Very Basic Clicker Training
I clicker train Rakki. Clicker training is operant conditioning based on positive reinforcement (with food, toys or games being the motivation), and is pretty much exactly the same sort of training used in zoos and marine parks to train wild animals and sea mammals. When you see the Orcas jump up and touch a ball, then the trainer blows a whistle and gives the whale a fish - that's operant conditioning, and differs very little from what I do at home. As more than one clicker advocate has said, we've known about this kind of training, and its effectiveness, for decades, we use it on all manner of captive wild animals (animals which are too big or too aquatic to be manhandled), and it's only within the last decade or so that some people have been applying it to our closest animal companions. Any animal can be clicker trained, including cats, ferrets and fish. It's fun and rewarding for the animal, and in the case of dogs anyway, they really "buy into" the training, far more so than with most regular training methods.
I trained my previous dogs with more "traditional" methods, and have been very surprised by how different the dog's training experience is with clicker training.

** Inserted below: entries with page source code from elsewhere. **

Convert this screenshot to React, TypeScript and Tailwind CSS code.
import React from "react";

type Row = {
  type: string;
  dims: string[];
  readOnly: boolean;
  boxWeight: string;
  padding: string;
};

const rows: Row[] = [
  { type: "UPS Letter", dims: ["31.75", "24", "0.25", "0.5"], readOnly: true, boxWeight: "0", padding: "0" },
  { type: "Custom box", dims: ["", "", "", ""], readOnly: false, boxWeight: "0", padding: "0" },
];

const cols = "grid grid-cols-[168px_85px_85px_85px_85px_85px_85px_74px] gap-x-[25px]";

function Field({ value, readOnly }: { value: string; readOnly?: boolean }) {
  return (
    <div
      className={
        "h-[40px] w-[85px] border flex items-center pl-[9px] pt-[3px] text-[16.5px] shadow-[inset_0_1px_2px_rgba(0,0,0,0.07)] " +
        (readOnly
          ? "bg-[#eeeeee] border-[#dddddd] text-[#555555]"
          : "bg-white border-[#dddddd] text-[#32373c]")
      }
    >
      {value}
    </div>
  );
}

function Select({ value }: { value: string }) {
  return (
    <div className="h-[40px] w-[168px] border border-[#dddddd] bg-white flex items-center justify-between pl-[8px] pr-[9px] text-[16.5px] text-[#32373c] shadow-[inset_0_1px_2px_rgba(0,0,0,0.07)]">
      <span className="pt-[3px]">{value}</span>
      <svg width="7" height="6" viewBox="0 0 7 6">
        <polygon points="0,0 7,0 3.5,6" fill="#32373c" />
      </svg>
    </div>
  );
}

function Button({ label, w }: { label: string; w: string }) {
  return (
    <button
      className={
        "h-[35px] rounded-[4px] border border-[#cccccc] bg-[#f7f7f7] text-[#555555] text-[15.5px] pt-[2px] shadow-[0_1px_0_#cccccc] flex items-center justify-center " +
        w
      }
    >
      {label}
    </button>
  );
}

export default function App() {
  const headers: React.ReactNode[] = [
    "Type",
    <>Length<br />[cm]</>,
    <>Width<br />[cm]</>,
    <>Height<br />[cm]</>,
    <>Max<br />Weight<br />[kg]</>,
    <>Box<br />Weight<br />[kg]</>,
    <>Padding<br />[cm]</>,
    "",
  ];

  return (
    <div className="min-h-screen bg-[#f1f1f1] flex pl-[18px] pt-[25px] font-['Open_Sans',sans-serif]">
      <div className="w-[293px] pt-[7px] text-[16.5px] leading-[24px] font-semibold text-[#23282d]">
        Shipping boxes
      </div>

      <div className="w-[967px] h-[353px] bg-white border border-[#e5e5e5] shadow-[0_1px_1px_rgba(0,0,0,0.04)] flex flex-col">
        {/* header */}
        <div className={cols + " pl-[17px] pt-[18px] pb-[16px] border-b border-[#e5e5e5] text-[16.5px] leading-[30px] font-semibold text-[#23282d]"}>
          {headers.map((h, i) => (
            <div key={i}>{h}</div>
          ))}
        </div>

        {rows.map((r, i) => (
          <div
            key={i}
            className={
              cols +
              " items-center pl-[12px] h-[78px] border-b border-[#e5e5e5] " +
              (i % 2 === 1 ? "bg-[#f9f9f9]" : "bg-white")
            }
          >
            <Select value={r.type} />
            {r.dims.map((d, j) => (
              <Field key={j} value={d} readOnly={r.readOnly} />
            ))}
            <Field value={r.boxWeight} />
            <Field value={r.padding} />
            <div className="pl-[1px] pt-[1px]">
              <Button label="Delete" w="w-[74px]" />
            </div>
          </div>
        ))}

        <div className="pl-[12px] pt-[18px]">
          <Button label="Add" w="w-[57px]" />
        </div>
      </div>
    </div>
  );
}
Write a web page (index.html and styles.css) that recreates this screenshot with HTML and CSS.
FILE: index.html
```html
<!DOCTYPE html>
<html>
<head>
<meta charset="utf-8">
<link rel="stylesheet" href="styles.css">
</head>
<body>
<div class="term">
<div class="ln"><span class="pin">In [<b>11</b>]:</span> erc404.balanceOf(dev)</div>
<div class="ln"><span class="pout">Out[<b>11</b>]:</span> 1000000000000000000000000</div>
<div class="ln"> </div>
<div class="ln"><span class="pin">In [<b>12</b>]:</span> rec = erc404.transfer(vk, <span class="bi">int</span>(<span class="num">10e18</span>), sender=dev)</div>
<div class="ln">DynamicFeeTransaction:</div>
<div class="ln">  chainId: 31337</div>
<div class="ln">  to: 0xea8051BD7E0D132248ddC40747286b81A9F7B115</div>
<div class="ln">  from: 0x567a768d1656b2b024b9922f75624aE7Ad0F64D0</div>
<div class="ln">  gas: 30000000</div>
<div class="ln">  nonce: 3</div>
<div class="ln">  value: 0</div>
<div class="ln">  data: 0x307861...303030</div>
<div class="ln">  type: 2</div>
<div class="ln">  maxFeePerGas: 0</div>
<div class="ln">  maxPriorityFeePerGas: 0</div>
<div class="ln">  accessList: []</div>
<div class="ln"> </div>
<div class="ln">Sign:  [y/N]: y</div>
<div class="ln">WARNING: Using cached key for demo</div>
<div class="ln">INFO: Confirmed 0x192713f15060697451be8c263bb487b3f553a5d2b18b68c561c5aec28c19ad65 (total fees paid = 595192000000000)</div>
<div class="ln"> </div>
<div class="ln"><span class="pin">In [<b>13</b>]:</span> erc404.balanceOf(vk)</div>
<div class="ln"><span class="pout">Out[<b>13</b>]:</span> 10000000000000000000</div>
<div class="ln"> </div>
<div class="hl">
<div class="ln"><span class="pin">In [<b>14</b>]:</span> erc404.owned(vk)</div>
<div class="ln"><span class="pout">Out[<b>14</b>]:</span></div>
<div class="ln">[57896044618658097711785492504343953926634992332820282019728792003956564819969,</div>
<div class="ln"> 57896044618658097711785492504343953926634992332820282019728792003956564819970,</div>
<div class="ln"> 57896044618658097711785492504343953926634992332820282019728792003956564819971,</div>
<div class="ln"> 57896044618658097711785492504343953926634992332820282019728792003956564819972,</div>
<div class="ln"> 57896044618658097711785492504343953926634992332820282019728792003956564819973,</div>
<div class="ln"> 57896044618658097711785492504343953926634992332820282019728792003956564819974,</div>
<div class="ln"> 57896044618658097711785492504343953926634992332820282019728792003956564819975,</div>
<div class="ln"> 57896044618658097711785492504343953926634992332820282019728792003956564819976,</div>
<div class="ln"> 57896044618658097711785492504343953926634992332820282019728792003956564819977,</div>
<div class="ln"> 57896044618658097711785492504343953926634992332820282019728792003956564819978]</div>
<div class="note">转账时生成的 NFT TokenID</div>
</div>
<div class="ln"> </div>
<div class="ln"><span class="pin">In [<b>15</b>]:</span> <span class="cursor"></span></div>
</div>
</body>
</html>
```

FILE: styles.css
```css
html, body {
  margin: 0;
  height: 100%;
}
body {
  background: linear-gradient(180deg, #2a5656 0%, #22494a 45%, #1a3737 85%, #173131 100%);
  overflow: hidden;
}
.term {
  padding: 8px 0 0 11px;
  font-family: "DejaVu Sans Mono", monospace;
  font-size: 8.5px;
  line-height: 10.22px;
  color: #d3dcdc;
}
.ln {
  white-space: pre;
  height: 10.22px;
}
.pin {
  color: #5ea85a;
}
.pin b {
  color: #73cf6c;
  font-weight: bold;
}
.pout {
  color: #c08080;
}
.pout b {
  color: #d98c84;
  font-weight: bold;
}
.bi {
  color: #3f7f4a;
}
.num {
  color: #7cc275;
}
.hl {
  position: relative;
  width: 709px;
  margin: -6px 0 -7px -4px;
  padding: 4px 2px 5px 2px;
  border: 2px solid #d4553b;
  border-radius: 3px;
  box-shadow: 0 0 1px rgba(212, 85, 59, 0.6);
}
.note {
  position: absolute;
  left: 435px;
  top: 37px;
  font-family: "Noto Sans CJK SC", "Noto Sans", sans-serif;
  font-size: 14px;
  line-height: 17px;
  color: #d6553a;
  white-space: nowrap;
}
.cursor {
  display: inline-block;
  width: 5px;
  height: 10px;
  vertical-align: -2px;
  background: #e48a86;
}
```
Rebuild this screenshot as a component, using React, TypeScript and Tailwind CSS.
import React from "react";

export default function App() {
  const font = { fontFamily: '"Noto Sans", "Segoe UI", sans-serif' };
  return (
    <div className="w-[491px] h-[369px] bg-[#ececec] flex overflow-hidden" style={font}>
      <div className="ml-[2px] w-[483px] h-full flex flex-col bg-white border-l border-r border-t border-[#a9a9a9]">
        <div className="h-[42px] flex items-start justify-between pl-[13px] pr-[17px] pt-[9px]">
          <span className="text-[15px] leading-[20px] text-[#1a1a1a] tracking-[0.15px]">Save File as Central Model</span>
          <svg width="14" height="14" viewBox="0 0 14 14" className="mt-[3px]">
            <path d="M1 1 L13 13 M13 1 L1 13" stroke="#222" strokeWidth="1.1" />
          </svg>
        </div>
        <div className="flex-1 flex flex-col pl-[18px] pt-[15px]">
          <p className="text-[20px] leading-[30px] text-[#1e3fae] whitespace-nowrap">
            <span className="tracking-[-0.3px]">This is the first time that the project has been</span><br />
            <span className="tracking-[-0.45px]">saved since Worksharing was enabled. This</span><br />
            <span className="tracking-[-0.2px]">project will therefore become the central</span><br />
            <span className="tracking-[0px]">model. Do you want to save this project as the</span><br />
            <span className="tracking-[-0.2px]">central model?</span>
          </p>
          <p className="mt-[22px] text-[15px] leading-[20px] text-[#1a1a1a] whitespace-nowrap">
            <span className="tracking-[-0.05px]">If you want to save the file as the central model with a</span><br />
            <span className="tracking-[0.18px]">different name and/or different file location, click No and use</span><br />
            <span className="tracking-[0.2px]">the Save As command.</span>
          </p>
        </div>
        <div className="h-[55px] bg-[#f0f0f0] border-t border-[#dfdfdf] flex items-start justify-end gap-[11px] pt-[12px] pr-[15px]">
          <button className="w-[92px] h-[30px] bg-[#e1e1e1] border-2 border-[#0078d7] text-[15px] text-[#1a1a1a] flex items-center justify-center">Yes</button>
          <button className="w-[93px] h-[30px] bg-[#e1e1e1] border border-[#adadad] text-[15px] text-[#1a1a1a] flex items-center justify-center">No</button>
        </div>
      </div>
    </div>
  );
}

Rakki enjoys our training so much that he will actually come and get me for training sessions - he'll stare at me, then stare at the clicker, then back at me, until I get up and train. Who's got who trained?
I'm no expert, but here's some basic things you can try with your dog. You do not have to use a clicker (although they're only a couple of dollars at most any pet store), you can use your voice (pick a word like "yes", and try hard to say it exactly the same way each time), but the clicker seems to work better, and has the added advantage of not only sounding exactly the same each time, but it has no emotional content whatsoever, which means your dog (or cat, or ferret) doesn't have to waste mental energy on anything but figuring out how to get that treat! Try one session, see if you aren't surprised.
You will need: a clicker (or your voice), a supply of very yummy treats in small pieces (I use bits of turkey hotdogs, cooked chicken, liver - but use anything you know your pet REALLY likes), and a target stick (this can be anything from a length of doweling to an extending pointer - anything - mark the end with a marker or put some colored tape on it). I like to keep my treats in a bowl nearby or in a bait pouch, I don't want to hold them in my hand unless I'm using them to lure the dog into a position I want (like "sit").
Step one: "Charging the Clicker" - this is the most important step, so don't skip it and don't scrimp on time. This is the step where you teach your pet that the click sound means that they're getting a treat. All you do is click the clicker once (press and release once, to make a fast double "click-click" sound), then give the pet a treat. Do this at least ten times. Just click-treat, click-treat, click-treat. Until your pet is really into the clicker training, do a quick charge up of the clicker at the start of every training session. So that YOU understand - what you're clicking for is to tell the animal that the behaviour they've just performed has earned them a reward. Once you start actual training (not charging) the timing of the click becomes vital, the timing of the treat less so, as long as it follows the click within a reasonable time. The click is what you use to "mark" the behaviour as it happens.
Step two: "Targeting" - this is where you actually train something! Sit on the floor, hold the clicker in one hand, and the target stick in the other, with the tip pointing away from you. On the off-chance that your pet is scared of the stick, hold it higher up, so that just a small amount is protruding from your hand. Now, sit and wait. Odds are good that your pet will look at, sniff or otherwise move toward the stick. As soon as this happens, click and treat.